── Source data

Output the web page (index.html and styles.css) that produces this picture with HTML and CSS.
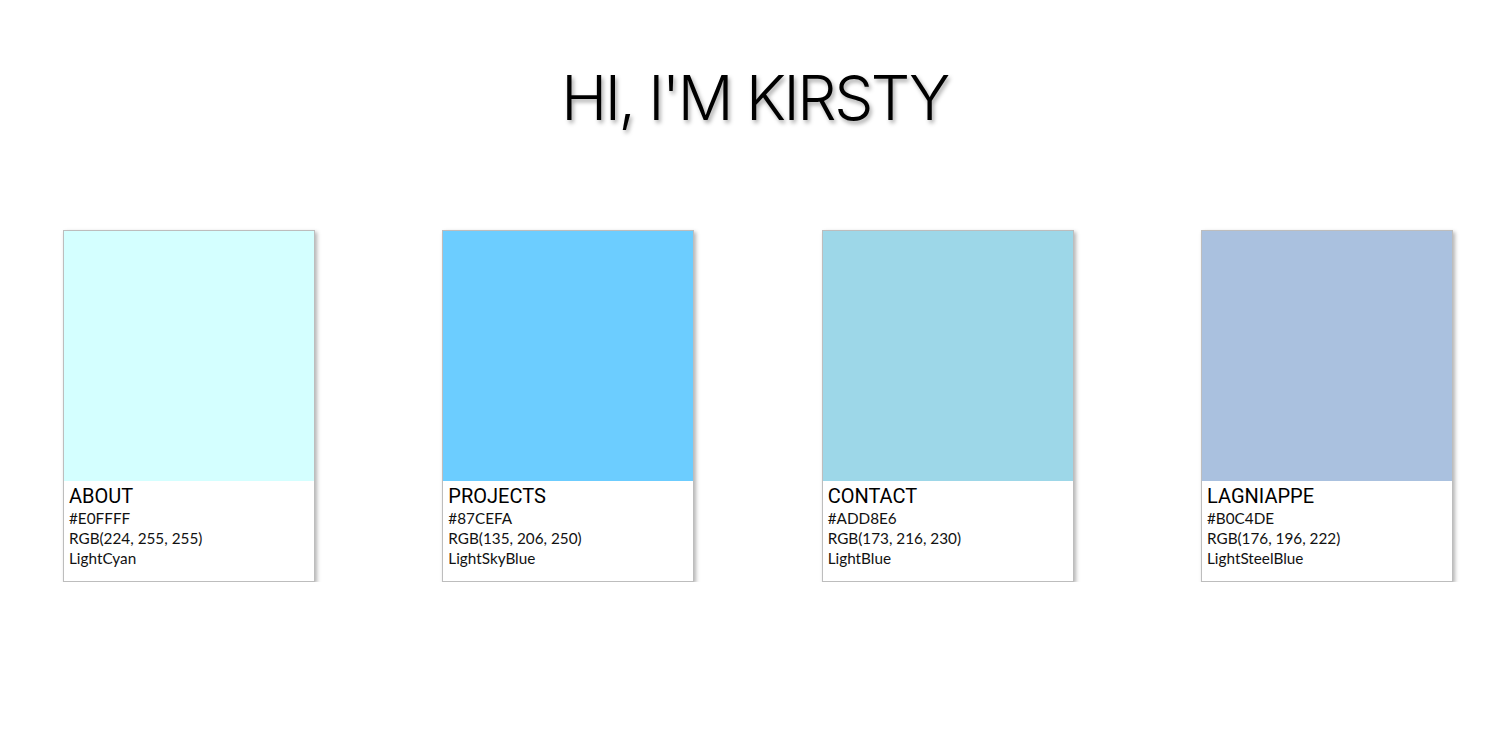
FILE: index.html
```html
<!DOCTYPE html>
<html lang="en">
<head>
<meta charset="utf-8">
<title>Kirsty</title>
<link rel="stylesheet" href="styles.css">
</head>
<body>
<header class="hero">
  <h1 class="hero-title">HI, I'M KIRSTY</h1>
</header>
<main class="cards">
  <div class="card">
    <div class="swatch swatch-about"></div>
    <div class="info">
      <div class="name">ABOUT</div>
      <div class="line">#E0FFFF</div>
      <div class="line">RGB(224, 255, 255)</div>
      <div class="line">LightCyan</div>
    </div>
  </div>
  <div class="card">
    <div class="swatch swatch-projects"></div>
    <div class="info">
      <div class="name">PROJECTS</div>
      <div class="line">#87CEFA</div>
      <div class="line">RGB(135, 206, 250)</div>
      <div class="line">LightSkyBlue</div>
    </div>
  </div>
  <div class="card">
    <div class="swatch swatch-contact"></div>
    <div class="info">
      <div class="name">CONTACT</div>
      <div class="line">#ADD8E6</div>
      <div class="line">RGB(173, 216, 230)</div>
      <div class="line">LightBlue</div>
    </div>
  </div>
  <div class="card">
    <div class="swatch swatch-lagniappe"></div>
    <div class="info">
      <div class="name">LAGNIAPPE</div>
      <div class="line">#B0C4DE</div>
      <div class="line">RGB(176, 196, 222)</div>
      <div class="line">LightSteelBlue</div>
    </div>
  </div>
</main>
</body>
</html>
```
FILE: styles.css
```css
html, body {
  margin: 0;
  padding: 0;
  background: #ffffff;
  color: #111111;
  font-family: Lato, "Open Sans", sans-serif;
}

.hero {
  display: flex;
  justify-content: center;
  padding-top: 62px;
  height: 168px;
  box-sizing: border-box;
}

.hero-title {
  margin: 0;
  font-family: Inter, Lato, sans-serif;
  font-weight: 300;
  font-size: 62px;
  line-height: 72px;
  letter-spacing: -2.5px;
  color: #000000;
  text-shadow: 2px 3px 4px rgba(0, 0, 0, 0.35);
}

.cards {
  display: flex;
  justify-content: space-between;
  padding: 62px 56px 0 63px;
}

.card {
  width: 250px;
  height: 350px;
  border: 1px solid #bdbdbd;
  box-shadow: 2px 2px 4px rgba(0, 0, 0, 0.3);
  background: #ffffff;
  display: flex;
  flex-direction: column;
}

.swatch {
  height: 250px;
}

.swatch-about { background: #d4ffff; }
.swatch-projects { background: #6ccdff; }
.swatch-contact { background: #9dd7e8; }
.swatch-lagniappe { background: #aac1df; }

.info {
  padding: 3px 5px 0 5px;
}

.name {
  font-family: Roboto, sans-serif;
  font-size: 20px;
  line-height: 24px;
  color: #000000;
}

.line {
  font-size: 15.3px;
  line-height: 20px;
  color: #111111;
}
```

────

Repeat all of the data above word for word, minus the pictures.

Output the web page (index.html and styles.css) that produces this picture with HTML and CSS.
FILE: index.html
```html
<!DOCTYPE html>
<html lang="en">
<head>
<meta charset="utf-8">
<title>Kirsty</title>
<link rel="stylesheet" href="styles.css">
</head>
<body>
<header class="hero">
  <h1 class="hero-title">HI, I'M KIRSTY</h1>
</header>
<main class="cards">
  <div class="card">
    <div class="swatch swatch-about"></div>
    <div class="info">
      <div class="name">ABOUT</div>
      <div class="line">#E0FFFF</div>
      <div class="line">RGB(224, 255, 255)</div>
      <div class="line">LightCyan</div>
    </div>
  </div>
  <div class="card">
    <div class="swatch swatch-projects"></div>
    <div class="info">
      <div class="name">PROJECTS</div>
      <div class="line">#87CEFA</div>
      <div class="line">RGB(135, 206, 250)</div>
      <div class="line">LightSkyBlue</div>
    </div>
  </div>
  <div class="card">
    <div class="swatch swatch-contact"></div>
    <div class="info">
      <div class="name">CONTACT</div>
      <div class="line">#ADD8E6</div>
      <div class="line">RGB(173, 216, 230)</div>
      <div class="line">LightBlue</div>
    </div>
  </div>
  <div class="card">
    <div class="swatch swatch-lagniappe"></div>
    <div class="info">
      <div class="name">LAGNIAPPE</div>
      <div class="line">#B0C4DE</div>
      <div class="line">RGB(176, 196, 222)</div>
      <div class="line">LightSteelBlue</div>
    </div>
  </div>
</main>
</body>
</html>
```
FILE: styles.css
```css
html, body {
  margin: 0;
  padding: 0;
  background: #ffffff;
  color: #111111;
  font-family: Lato, "Open Sans", sans-serif;
}

.hero {
  display: flex;
  justify-content: center;
  padding-top: 62px;
  height: 168px;
  box-sizing: border-box;
}

.hero-title {
  margin: 0;
  font-family: Inter, Lato, sans-serif;
  font-weight: 300;
  font-size: 62px;
  line-height: 72px;
  letter-spacing: -2.5px;
  color: #000000;
  text-shadow: 2px 3px 4px rgba(0, 0, 0, 0.35);
}

.cards {
  display: flex;
  justify-content: space-between;
  padding: 62px 56px 0 63px;
}

.card {
  width: 250px;
  height: 350px;
  border: 1px solid #bdbdbd;
  box-shadow: 2px 2px 4px rgba(0, 0, 0, 0.3);
  background: #ffffff;
  display: flex;
  flex-direction: column;
}

.swatch {
  height: 250px;
}

.swatch-about { background: #d4ffff; }
.swatch-projects { background: #6ccdff; }
.swatch-contact { background: #9dd7e8; }
.swatch-lagniappe { background: #aac1df; }

.info {
  padding: 3px 5px 0 5px;
}

.name {
  font-family: Roboto, sans-serif;
  font-size: 20px;
  line-height: 24px;
  color: #000000;
}

.line {
  font-size: 15.3px;
  line-height: 20px;
  color: #111111;
}
```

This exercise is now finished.